(Dataset rows)

'''

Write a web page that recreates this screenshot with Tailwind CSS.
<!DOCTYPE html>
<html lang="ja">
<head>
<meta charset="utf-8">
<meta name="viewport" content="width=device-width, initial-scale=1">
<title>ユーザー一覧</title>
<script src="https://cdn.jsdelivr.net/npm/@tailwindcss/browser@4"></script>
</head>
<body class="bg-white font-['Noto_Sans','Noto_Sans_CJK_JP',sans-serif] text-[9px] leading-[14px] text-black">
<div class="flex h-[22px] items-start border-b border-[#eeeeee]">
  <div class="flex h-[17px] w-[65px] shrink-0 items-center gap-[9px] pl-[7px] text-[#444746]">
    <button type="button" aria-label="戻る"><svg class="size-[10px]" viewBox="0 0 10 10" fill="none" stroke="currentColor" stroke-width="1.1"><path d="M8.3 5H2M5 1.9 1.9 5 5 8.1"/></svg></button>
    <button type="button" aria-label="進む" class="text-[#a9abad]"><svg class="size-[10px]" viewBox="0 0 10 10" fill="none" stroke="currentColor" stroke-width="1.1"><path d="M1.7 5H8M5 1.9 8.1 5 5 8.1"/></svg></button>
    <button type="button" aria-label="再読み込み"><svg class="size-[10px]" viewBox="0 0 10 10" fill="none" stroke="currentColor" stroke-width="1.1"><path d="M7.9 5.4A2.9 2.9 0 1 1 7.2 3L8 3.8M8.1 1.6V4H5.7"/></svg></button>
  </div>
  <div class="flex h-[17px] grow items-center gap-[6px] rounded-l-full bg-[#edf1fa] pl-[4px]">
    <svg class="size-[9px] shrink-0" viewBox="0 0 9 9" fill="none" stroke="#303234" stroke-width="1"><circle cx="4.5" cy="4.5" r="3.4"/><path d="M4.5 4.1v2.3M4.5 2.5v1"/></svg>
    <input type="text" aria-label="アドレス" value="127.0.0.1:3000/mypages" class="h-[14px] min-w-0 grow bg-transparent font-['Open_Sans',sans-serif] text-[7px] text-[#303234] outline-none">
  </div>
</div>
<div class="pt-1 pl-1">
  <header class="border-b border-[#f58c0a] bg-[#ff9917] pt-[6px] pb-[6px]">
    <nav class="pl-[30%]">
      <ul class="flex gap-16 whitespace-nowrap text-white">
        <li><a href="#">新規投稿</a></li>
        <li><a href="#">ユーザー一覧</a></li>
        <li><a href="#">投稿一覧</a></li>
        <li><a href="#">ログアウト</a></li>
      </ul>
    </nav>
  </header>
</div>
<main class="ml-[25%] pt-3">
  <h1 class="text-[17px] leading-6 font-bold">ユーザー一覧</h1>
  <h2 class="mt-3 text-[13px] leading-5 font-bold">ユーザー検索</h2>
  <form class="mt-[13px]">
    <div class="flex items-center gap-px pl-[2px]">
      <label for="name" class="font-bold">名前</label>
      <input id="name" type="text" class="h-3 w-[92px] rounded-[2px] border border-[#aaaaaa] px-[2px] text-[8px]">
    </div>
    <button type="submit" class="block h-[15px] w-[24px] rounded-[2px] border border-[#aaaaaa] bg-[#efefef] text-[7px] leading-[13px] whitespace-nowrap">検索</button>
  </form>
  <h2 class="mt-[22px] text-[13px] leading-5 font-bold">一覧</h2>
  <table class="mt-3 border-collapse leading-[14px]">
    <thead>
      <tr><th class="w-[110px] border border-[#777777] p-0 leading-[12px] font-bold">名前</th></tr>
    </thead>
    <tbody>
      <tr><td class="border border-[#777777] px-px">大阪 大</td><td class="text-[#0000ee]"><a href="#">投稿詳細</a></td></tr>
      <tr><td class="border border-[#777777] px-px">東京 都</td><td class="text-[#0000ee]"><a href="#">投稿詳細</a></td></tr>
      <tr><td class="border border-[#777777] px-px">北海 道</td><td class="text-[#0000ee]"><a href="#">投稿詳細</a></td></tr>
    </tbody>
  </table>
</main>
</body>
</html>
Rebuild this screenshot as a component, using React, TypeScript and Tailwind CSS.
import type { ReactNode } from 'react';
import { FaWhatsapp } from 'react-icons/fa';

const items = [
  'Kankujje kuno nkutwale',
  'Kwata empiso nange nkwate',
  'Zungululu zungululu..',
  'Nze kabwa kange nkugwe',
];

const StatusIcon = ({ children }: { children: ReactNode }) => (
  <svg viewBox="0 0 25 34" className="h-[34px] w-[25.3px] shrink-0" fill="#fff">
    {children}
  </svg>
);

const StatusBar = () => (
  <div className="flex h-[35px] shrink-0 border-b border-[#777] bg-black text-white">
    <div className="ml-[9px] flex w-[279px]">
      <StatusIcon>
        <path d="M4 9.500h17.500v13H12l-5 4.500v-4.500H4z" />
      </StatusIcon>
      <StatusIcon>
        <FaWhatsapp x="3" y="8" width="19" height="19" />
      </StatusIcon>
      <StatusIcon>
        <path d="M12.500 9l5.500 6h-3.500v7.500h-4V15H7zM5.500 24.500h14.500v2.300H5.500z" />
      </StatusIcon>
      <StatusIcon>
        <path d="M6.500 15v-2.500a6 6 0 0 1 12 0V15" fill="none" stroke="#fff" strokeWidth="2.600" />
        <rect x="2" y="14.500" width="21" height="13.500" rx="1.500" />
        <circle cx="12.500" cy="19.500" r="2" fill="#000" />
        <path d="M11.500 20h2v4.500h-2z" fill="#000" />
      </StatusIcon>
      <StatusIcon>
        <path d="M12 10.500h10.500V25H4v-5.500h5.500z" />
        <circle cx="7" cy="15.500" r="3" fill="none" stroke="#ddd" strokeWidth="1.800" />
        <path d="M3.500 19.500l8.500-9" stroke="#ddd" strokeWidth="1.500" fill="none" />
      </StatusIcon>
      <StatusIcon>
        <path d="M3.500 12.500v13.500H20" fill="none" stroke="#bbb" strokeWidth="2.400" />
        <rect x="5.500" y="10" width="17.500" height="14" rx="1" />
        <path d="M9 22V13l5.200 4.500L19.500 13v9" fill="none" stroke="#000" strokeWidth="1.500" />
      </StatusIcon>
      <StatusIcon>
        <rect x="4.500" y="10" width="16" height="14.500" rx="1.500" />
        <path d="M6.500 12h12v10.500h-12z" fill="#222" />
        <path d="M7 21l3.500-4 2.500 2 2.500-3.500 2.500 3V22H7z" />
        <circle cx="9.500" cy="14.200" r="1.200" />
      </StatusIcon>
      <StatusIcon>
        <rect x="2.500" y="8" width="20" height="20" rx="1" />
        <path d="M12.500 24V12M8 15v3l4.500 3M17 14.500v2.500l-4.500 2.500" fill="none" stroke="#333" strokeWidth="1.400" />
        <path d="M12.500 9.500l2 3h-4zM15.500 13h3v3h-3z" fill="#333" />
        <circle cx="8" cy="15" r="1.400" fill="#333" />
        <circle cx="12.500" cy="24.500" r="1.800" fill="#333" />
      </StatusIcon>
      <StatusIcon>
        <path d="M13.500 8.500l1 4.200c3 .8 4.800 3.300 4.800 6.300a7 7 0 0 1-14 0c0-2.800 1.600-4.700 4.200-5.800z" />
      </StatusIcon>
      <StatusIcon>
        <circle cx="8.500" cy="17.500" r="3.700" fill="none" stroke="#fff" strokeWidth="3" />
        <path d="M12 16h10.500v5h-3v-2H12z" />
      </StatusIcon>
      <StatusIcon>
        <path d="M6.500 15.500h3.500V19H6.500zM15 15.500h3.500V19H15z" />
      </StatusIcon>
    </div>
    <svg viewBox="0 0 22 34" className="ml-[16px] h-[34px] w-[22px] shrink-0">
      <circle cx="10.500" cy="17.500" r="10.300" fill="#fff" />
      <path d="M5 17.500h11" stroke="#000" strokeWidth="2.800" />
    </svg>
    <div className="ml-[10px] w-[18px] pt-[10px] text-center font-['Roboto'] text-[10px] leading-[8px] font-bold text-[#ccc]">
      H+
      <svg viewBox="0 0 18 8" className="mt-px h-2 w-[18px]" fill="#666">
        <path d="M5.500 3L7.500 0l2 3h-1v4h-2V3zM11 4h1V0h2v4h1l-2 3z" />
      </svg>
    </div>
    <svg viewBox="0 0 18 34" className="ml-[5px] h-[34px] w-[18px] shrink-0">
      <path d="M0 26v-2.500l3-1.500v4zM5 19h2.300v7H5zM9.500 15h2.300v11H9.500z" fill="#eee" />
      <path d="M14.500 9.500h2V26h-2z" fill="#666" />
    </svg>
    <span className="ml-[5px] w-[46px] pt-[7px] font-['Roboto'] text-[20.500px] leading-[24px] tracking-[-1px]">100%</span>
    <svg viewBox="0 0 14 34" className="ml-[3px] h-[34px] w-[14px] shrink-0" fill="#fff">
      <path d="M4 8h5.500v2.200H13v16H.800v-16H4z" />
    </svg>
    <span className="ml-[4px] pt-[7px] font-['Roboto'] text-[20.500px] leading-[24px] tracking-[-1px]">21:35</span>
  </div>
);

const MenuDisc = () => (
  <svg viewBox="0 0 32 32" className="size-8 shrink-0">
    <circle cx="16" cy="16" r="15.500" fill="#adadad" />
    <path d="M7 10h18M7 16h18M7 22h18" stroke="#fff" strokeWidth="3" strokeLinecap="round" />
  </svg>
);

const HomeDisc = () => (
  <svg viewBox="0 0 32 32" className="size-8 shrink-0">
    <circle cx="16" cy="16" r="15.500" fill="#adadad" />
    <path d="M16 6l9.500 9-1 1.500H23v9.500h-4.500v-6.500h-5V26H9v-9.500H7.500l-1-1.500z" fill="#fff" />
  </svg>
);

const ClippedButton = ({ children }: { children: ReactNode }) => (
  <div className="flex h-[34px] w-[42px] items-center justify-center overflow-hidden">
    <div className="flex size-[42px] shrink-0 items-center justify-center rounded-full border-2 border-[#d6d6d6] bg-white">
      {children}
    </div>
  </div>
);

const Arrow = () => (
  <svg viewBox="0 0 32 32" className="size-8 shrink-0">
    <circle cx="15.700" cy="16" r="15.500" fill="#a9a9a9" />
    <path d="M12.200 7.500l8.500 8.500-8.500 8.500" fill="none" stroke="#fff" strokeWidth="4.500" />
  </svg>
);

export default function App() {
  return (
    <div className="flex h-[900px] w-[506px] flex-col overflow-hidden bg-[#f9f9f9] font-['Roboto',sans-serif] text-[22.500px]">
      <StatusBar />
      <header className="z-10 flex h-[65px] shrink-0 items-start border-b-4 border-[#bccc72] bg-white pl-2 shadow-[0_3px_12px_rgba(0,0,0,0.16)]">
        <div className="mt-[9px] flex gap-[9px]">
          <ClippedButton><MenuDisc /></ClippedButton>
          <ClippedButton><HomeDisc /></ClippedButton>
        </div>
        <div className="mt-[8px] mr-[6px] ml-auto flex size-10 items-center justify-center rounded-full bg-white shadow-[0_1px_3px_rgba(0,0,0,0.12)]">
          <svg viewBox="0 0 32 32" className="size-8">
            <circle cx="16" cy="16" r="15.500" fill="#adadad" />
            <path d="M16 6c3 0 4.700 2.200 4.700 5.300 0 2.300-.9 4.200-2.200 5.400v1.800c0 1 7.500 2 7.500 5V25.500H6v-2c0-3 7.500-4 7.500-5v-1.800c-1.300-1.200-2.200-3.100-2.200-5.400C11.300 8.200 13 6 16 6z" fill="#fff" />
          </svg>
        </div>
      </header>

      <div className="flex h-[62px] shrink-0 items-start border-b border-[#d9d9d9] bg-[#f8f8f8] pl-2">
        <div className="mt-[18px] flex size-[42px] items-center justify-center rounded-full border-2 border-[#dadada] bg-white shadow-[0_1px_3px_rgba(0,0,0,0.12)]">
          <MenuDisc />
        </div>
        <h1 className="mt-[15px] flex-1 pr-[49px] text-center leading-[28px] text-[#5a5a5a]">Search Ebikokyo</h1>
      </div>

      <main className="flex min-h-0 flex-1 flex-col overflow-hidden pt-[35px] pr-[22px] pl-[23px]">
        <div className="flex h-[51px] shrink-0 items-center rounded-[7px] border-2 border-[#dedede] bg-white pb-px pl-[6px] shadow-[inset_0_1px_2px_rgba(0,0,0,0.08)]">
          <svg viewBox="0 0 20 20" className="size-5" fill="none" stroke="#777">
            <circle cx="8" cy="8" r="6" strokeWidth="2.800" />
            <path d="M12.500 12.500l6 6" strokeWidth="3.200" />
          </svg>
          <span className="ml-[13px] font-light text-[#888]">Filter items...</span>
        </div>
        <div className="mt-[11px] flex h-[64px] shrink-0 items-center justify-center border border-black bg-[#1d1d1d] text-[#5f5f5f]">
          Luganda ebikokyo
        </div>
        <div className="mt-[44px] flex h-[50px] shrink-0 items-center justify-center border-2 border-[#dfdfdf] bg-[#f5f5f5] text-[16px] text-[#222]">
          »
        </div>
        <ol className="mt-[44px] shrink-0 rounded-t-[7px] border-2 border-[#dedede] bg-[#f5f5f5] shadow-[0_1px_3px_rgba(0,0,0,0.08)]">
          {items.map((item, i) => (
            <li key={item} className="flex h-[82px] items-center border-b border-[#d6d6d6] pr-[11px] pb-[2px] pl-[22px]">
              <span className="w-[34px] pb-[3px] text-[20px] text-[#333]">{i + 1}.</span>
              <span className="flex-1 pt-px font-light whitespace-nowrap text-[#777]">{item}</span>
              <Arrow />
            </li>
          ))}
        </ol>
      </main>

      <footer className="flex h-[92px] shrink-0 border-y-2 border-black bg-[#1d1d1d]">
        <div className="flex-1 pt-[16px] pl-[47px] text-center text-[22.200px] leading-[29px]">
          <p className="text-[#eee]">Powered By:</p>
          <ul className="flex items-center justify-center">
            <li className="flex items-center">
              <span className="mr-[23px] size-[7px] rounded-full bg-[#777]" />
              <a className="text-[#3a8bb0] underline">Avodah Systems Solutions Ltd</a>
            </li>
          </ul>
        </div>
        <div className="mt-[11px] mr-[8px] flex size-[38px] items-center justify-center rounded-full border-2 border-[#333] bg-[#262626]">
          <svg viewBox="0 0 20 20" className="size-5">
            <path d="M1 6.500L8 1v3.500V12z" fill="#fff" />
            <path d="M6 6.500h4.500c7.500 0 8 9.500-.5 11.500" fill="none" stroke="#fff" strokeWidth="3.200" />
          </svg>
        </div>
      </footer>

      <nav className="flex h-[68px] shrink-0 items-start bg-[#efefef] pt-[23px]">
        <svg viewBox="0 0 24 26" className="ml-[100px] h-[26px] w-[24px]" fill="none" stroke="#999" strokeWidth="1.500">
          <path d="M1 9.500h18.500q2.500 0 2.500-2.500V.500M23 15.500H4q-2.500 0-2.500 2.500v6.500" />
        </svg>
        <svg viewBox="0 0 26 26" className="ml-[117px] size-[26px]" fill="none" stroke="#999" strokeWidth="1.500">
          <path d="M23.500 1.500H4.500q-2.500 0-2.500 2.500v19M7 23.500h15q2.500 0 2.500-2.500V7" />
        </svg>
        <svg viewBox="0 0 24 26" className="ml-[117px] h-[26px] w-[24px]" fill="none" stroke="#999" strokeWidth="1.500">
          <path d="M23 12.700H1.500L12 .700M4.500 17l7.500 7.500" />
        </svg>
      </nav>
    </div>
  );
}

'''

▶ **Task brief**
In the listing above, find the lines holding the word "this" and copy them.

▶ **Exercise answer**
Write a web page that recreates this screenshot with Tailwind CSS.
Rebuild this screenshot as a component, using React, TypeScript and Tailwind CSS.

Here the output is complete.